[Given data start]

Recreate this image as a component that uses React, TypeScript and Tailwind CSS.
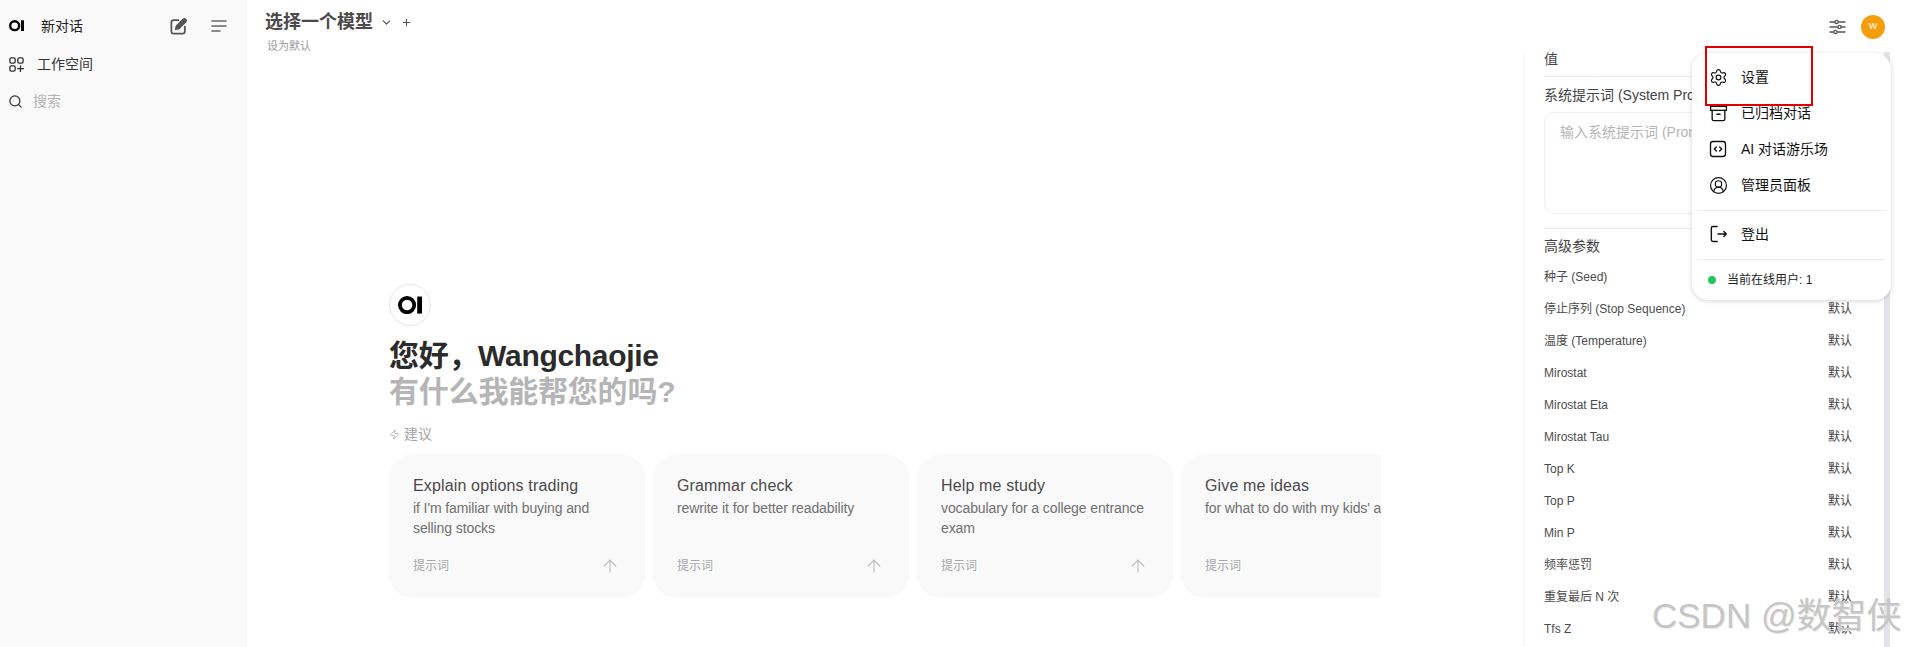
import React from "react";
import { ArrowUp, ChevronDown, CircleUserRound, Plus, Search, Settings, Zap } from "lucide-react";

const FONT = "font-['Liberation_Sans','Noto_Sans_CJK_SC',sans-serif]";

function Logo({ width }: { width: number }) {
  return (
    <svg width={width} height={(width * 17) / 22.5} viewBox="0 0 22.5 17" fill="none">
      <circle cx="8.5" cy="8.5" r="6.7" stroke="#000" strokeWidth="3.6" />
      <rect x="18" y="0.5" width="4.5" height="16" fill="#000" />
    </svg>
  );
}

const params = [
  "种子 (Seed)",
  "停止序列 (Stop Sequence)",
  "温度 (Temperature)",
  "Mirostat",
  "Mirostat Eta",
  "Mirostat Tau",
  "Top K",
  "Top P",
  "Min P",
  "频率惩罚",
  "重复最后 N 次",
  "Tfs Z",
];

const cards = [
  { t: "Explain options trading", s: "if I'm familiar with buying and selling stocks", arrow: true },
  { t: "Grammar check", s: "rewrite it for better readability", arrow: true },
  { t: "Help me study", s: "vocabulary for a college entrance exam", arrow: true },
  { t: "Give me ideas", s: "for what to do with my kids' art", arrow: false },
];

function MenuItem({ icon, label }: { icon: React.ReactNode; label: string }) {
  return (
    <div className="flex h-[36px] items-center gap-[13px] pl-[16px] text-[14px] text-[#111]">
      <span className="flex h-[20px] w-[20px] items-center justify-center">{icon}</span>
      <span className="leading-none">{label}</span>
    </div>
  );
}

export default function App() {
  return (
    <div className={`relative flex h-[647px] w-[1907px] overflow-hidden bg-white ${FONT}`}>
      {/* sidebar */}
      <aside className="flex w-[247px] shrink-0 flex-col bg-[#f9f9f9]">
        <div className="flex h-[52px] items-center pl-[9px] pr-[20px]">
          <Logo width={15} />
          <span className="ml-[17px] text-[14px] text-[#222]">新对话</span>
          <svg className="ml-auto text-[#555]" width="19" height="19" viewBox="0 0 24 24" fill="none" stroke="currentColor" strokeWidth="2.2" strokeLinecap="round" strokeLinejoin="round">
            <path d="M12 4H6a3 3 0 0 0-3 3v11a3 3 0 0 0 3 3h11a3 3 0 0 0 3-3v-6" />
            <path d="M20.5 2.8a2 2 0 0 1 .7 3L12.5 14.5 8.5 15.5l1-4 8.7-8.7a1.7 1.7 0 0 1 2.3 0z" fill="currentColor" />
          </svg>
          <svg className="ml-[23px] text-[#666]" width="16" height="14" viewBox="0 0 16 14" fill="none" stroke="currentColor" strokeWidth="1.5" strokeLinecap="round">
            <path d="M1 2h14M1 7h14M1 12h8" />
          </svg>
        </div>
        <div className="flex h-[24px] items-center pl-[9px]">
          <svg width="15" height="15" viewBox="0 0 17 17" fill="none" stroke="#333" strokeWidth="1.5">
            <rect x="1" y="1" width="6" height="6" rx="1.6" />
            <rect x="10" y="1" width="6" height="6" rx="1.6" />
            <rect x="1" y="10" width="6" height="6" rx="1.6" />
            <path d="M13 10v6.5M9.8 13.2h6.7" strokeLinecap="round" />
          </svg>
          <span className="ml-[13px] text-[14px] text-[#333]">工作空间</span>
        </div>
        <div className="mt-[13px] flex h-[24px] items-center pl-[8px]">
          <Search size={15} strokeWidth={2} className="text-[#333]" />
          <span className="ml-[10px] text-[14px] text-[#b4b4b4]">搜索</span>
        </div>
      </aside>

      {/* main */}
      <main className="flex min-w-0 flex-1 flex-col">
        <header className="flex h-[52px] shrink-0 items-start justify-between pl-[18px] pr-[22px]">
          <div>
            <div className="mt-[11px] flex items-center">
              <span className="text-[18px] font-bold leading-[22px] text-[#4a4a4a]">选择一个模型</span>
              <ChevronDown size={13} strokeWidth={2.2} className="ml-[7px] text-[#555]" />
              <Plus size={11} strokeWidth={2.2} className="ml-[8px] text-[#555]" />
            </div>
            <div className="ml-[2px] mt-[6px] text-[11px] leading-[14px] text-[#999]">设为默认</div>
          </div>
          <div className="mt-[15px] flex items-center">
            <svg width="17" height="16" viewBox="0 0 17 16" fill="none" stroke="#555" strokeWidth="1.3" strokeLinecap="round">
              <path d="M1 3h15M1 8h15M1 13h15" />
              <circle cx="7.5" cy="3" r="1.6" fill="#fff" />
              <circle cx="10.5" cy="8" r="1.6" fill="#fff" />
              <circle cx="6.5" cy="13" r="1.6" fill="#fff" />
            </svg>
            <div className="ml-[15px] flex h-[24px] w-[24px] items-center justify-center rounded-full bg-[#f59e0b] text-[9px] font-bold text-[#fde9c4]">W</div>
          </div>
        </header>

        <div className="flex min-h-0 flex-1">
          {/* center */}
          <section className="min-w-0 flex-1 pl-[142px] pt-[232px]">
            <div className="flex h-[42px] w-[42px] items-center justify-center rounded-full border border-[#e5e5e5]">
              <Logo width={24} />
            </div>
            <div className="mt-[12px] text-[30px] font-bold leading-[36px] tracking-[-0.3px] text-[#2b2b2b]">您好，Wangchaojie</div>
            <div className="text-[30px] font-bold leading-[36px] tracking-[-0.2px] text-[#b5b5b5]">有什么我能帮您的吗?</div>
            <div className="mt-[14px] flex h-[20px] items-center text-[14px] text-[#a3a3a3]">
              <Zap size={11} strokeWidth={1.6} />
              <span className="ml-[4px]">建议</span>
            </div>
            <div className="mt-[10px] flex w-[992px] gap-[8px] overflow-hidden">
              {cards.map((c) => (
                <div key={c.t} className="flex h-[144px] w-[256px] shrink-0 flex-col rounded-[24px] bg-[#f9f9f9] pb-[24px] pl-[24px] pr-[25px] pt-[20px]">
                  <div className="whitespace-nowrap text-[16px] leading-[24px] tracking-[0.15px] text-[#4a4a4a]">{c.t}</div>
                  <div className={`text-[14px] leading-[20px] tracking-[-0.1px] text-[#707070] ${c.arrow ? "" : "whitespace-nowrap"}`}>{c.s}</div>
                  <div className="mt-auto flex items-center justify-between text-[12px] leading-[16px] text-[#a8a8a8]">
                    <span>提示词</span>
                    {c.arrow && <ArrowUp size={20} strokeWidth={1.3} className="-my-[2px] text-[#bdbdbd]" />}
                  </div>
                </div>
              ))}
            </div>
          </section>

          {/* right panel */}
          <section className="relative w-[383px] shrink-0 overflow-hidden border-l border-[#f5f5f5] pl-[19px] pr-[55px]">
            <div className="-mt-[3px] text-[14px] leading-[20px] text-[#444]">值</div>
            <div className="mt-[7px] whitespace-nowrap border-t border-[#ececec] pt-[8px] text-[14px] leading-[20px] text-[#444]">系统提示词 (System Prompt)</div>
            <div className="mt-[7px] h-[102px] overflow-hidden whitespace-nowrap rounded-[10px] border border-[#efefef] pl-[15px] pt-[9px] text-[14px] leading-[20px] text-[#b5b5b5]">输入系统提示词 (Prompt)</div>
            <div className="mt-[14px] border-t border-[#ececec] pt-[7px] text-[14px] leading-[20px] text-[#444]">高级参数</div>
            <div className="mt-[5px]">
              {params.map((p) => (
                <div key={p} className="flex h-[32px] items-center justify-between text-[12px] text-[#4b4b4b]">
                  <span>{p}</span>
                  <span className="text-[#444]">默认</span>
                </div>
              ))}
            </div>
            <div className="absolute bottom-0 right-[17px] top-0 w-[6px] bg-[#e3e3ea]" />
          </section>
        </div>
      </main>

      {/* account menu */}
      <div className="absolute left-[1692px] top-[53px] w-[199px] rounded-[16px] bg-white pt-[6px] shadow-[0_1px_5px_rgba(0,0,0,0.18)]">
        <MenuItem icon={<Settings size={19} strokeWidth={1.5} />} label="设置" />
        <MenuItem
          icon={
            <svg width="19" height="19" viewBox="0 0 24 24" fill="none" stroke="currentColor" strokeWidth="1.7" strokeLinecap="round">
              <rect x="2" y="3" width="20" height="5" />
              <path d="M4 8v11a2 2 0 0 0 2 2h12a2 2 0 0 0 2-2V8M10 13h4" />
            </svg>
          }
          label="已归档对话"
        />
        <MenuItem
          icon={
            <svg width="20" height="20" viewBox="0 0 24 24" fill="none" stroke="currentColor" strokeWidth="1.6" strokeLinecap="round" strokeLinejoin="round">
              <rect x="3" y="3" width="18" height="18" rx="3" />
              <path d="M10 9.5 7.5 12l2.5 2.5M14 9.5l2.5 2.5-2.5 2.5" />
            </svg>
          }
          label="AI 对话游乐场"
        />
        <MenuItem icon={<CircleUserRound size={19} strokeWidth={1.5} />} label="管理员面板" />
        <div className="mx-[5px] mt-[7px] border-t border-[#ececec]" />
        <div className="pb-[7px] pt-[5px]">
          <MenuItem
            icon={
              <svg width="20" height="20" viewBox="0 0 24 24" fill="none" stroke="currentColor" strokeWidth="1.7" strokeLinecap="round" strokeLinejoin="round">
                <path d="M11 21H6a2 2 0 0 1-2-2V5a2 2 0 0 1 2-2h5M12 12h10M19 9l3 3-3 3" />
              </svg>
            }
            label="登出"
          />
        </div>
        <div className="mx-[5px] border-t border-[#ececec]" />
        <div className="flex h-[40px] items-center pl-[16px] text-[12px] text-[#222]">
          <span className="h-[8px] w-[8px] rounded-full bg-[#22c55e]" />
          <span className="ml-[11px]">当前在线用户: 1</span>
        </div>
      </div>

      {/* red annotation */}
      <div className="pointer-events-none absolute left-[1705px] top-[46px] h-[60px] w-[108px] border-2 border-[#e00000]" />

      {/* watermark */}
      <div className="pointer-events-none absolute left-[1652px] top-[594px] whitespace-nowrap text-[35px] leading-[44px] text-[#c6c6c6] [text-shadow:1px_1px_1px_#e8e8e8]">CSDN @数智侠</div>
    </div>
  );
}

[Given data end]
[Given data start]

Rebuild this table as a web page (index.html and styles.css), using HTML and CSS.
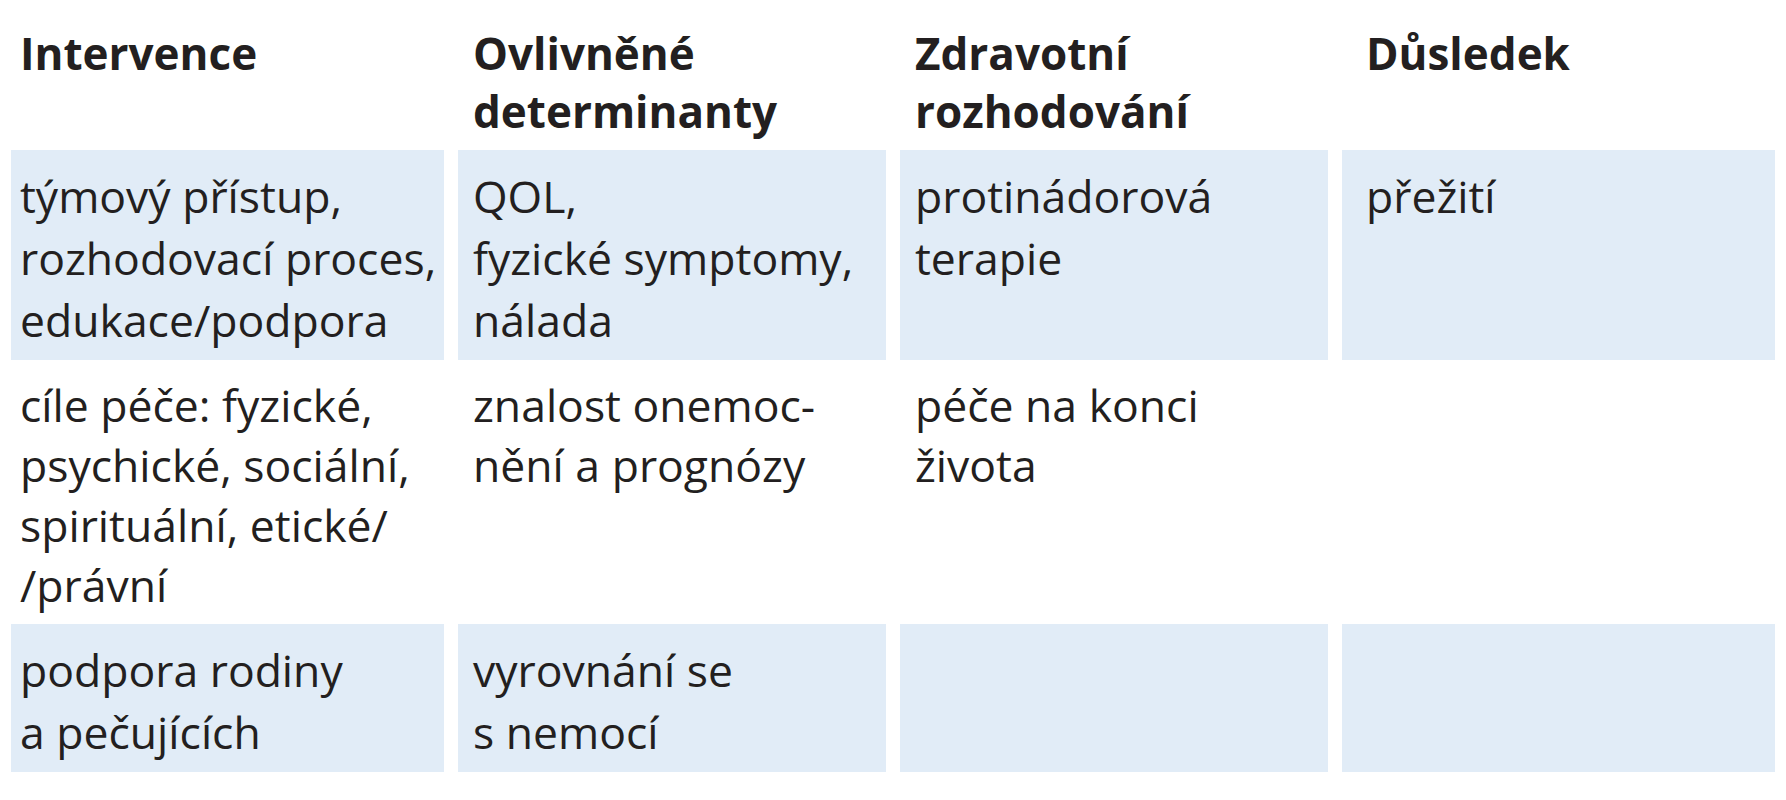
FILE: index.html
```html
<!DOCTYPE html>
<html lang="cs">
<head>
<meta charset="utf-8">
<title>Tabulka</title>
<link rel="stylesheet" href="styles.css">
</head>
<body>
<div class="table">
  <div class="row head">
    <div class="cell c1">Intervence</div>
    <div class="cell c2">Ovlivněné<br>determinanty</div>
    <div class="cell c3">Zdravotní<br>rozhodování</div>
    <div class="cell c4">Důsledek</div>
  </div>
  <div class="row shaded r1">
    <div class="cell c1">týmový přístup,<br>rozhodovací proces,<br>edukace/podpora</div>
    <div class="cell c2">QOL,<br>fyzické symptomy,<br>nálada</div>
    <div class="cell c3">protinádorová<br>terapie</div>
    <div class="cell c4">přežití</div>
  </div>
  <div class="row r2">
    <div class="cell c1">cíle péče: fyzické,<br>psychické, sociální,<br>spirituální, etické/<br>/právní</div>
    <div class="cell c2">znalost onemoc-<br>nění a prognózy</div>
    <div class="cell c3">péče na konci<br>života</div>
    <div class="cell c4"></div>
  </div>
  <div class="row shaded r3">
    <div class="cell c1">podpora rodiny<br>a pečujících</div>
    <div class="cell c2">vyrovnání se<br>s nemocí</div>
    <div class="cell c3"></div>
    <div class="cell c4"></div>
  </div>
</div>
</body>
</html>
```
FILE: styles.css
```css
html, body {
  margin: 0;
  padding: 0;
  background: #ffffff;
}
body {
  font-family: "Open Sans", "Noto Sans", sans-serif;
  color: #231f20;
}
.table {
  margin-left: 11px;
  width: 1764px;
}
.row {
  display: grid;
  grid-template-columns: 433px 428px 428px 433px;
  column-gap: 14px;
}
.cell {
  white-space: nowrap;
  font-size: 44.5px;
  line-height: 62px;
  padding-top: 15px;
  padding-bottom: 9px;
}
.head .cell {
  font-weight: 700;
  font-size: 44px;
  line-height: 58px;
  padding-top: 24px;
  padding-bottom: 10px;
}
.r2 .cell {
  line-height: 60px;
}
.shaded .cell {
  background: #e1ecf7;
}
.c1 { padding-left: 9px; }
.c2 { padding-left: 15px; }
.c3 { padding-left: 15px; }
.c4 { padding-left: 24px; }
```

[Given data end]
[Given data start]

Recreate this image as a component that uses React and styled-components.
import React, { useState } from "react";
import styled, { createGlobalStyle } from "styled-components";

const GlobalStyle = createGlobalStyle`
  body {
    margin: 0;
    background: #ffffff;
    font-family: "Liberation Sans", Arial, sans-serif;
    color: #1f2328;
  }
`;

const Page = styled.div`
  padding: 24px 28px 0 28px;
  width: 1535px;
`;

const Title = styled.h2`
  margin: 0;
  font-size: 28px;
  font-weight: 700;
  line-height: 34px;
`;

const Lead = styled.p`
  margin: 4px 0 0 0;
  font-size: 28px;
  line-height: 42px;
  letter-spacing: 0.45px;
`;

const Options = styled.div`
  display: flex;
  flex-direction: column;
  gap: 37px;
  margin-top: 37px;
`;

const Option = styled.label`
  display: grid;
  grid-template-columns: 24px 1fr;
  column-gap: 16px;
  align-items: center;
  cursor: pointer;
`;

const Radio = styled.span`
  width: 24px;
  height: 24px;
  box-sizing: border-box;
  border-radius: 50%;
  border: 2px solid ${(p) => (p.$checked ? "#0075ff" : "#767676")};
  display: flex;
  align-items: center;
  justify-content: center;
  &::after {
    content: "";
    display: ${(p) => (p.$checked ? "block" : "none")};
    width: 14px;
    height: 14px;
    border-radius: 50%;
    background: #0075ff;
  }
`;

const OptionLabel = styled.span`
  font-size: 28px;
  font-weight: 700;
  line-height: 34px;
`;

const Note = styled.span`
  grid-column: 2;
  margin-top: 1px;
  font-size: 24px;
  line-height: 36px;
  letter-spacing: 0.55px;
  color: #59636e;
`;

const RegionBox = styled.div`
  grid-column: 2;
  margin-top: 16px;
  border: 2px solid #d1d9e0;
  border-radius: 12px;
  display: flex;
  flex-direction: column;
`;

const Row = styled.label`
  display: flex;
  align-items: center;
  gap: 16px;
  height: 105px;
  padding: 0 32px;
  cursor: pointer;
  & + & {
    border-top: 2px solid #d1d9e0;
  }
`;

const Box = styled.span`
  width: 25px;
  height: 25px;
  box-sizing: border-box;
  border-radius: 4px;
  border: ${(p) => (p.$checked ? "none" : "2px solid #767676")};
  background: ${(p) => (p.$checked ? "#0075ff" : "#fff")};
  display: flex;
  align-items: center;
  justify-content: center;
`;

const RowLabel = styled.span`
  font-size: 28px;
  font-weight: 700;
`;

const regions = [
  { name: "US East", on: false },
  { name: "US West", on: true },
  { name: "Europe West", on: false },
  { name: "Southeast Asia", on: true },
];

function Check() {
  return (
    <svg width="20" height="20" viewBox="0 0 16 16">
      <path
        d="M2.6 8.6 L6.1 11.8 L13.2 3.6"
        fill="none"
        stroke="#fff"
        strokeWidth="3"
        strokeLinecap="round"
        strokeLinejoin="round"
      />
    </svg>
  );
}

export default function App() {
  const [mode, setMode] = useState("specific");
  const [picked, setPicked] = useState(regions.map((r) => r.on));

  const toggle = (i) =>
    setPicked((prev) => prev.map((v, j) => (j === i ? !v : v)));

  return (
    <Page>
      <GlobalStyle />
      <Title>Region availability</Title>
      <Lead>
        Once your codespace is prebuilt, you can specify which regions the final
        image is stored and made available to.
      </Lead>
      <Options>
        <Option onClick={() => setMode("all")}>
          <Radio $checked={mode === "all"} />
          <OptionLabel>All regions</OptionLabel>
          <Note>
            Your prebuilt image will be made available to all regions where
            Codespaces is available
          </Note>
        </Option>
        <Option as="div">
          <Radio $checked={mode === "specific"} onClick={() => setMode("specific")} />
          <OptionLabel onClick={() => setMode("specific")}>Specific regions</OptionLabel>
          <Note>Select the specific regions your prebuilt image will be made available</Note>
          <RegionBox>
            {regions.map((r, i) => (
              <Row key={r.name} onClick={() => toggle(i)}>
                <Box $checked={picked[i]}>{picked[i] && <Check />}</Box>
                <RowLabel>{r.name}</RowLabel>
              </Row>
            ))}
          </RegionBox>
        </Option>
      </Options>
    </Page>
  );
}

[Given data end]

◆ What is needed ◆
Reproduce every line from the entries that holds the word "Recreate".

◆ Answer to the problem ◆
Recreate this image as a component that uses React, TypeScript and Tailwind CSS.
Recreate this image as a component that uses React and styled-components.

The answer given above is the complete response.